This revised monograph, while attempting to present a fairly complete history of the industrial experience of women and children during and immediately following the war, is still necessarily tentative. Some years must elapse before it will be possible to measure the full effects of the world war upon the economic condition of women and children. This revision is brought out, however, at this time to supply a demand which quickly exhausted the first edition, and in the hope that it will be of service to those interested in the progress of women industrial workers.

Irene Osgood Andrews.

New York City,
April, 1920.


CONTENTS

Chapter Page
I Introductory Summary  1
II Work of Women and Children before the World War 14
III First Months of the World War—Labor’s Attitude  
  toward the War—Unemployment  
  among Women Workers 20
IV Extension of Employment of Women 28
V Organized Efforts to Recruit Women’s Labor 50
VI Sources of Additional Women Workers 75
VII Training for War Work 84
VIII Women and the Trade Unions 87
IX Control of Women Workers under the Munitions Act 92
X Wages 99
XI Hours of Work  126
XII Safety, Health and Comfort 146
XIII Effects of the War on the Employment of Children 167
XIV Effects of War Work on Women 191
XV Peace and Reconstruction 204
  Appendices 229
  Index 251

ECONOMIC EFFECTS
OF
THE WORLD WAR
ON
WOMEN AND CHILDREN
IN GREAT BRITAIN


[Pg 1]

CHAPTER I
Introductory Summary

Under the conditions of modern warfare the industrial army in factory, field and mine is as essential to national success as the soldiers in the trenches. It is estimated that from three to five workers are necessary to keep a single soldier at the front completely equipped. Accordingly, it is not surprising that Great Britain during four years of warfare saw what was little short of an industrial revolution in order to keep up the supply of labor, to heighten the workers’ efficiency, and to secure their cooperation. No changes were more interesting and important than those which concerned working women and children.

Increase in Numbers

Upon women and children fell much of the great burden of keeping trade and industry active and of supplying war demands when several millions of men were taken away for military service. “Without the work of the women the war could not have gone on,” said representatives of the British Ministry of Munitions while in New York in November, 1917. Before the increased demand was felt, however, the dislocation of industry during the first few months of war brought far more suffering to women workers than to men. In September, 1914, over 40 per cent of the women were out of work or on short time. The “luxury” trades, which employed a large proportion of women, were most severely affected, and [Pg 2] the women could not relieve the situation by enlisting as the men did. The prewar level of employment was not reached until April, 1915. Between that date and July, 1918, the number of females gainfully occupied increased by 1,659,000 over the number at work in July, 1914.

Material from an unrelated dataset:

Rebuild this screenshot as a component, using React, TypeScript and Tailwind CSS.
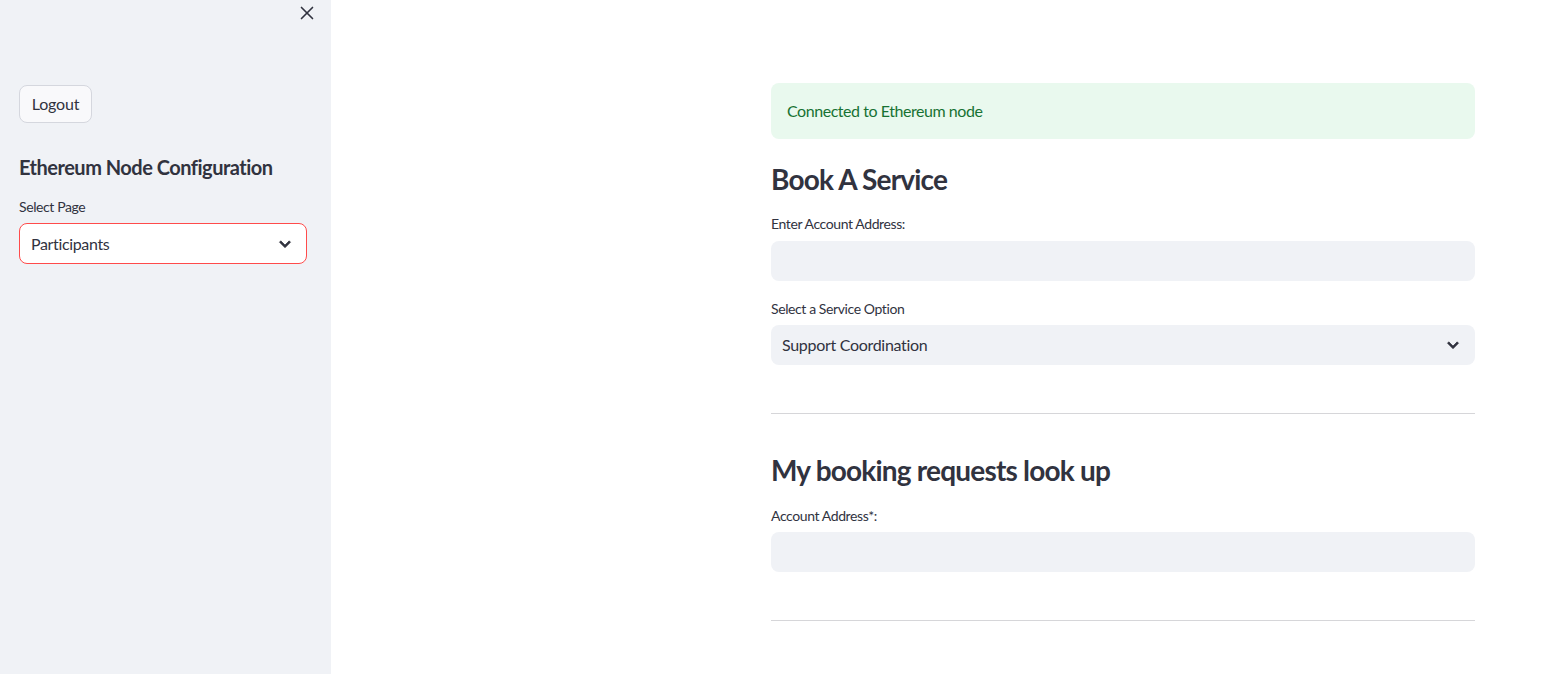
import { FC } from 'react';
import { X } from 'lucide-react';

const font = { fontFamily: 'Lato, "Open Sans", sans-serif' };

const Chevron: FC = () => (
  <svg viewBox="0 0 24 24" className="size-[22px] shrink-0 text-[#31333f]" fill="currentColor" aria-hidden="true">
    <path d="M16.59 8.59 12 13.17 7.41 8.59 6 10l6 6 6-6z" stroke="currentColor" strokeWidth="0.8" />
  </svg>
);

const Label: FC<{ text: string; className?: string }> = ({ text, className }) => (
  <div className={`h-[20px] text-[14px] leading-[20px] tracking-[-0.4px] text-[#31333f] ${className ?? ''}`}>{text}</div>
);

const App: FC = () => {
  return (
    <div className="flex h-[674px] w-full bg-white text-[#31333f]" style={font}>
      <aside className="flex w-[331px] shrink-0 flex-col bg-[#f0f2f6] pl-[19px]">
        <div className="flex h-[26px] items-center justify-end pr-[13px]">
          <X className="size-[22px] text-[#31333f]" strokeWidth={1.8} />
        </div>
        <button className="mt-[59px] h-[38px] w-[73px] rounded-lg border border-[#d5d7de] bg-[#f9f9fb] text-[16px] tracking-[-0.2px] text-[#31333f]">
          Logout
        </button>
        <h2 className="mt-[30px] h-[28px] text-[20px] leading-[28px] font-bold tracking-[-0.5px]">Ethereum Node Configuration</h2>
        <Label text="Select Page" className="mt-[16px]" />
        <div className="mt-[6px] flex h-[41px] w-[288px] items-center justify-between rounded-lg border border-[#ff4b4b] bg-white pl-[11px] pr-[10px] text-[16px] tracking-[-0.35px]">
          <span>Participants</span>
          <Chevron />
        </div>
      </aside>

      <main className="flex-1 pl-[440px]">
        <div className="flex w-[704px] flex-col pt-[83px]">
          <div className="flex h-[56px] items-center rounded-lg bg-[#e9f9ee] px-[16px] text-[16px] tracking-[-0.45px] text-[#177233]">
            Connected to Ethereum node
          </div>

          <h2 className="mt-[23px] h-[34px] text-[28px] leading-[34px] font-bold tracking-[-0.8px]">Book A Service</h2>
          <Label text="Enter Account Address:" className="mt-[18px]" />
          <div className="mt-[7px] h-[40px] rounded-lg bg-[#f0f2f6]" />

          <Label text="Select a Service Option" className="mt-[18px]" />
          <div className="mt-[6px] flex h-[40px] items-center justify-between rounded-lg bg-[#f0f2f6] pl-[11px] pr-[11px] text-[16px] tracking-[-0.3px]">
            <span>Support Coordination</span>
            <Chevron />
          </div>

          <hr className="mt-[48px] border-0 border-t border-[#d6d6d9]" />

          <h2 className="mt-[39px] h-[34px] text-[28px] leading-[34px] font-bold tracking-[-0.8px]">My booking requests look up</h2>
          <Label text="Account Address*:" className="mt-[19px]" />
          <div className="mt-[6px] h-[40px] rounded-lg bg-[#f0f2f6]" />

          <hr className="mt-[48px] border-0 border-t border-[#d6d6d9]" />
        </div>
      </main>
    </div>
  );
};

export default App;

It is more difficult to ascertain the exact increase in the number of working children and young persons under eighteen, but apparently more children left school for work directly at the end of the compulsory education period and more were illegally employed. Official reports show an increase from 1,936,000 in July, 1914, to 2,278,000 in January, 1918, or 17.6 per cent, in the number of boys and girls under eighteen who were gainfully employed. In addition, in August, 1917, Mr. Herbert Fisher, president of the Board of Education, admitted in the House of Commons that in the past three years some 600,000 children under fourteen had been “put prematurely to work” through the relaxation of child labor and compulsory school laws. But in October of the same year the Board of Trade stated that 90,000 boys had left school for work during the war. The earlier exemptions, statistics of which have been published, were almost entirely for agriculture, but judging from Mr. Fisher’s statement a considerable number of exemptions were made for mining and munitions work during the third year of the war.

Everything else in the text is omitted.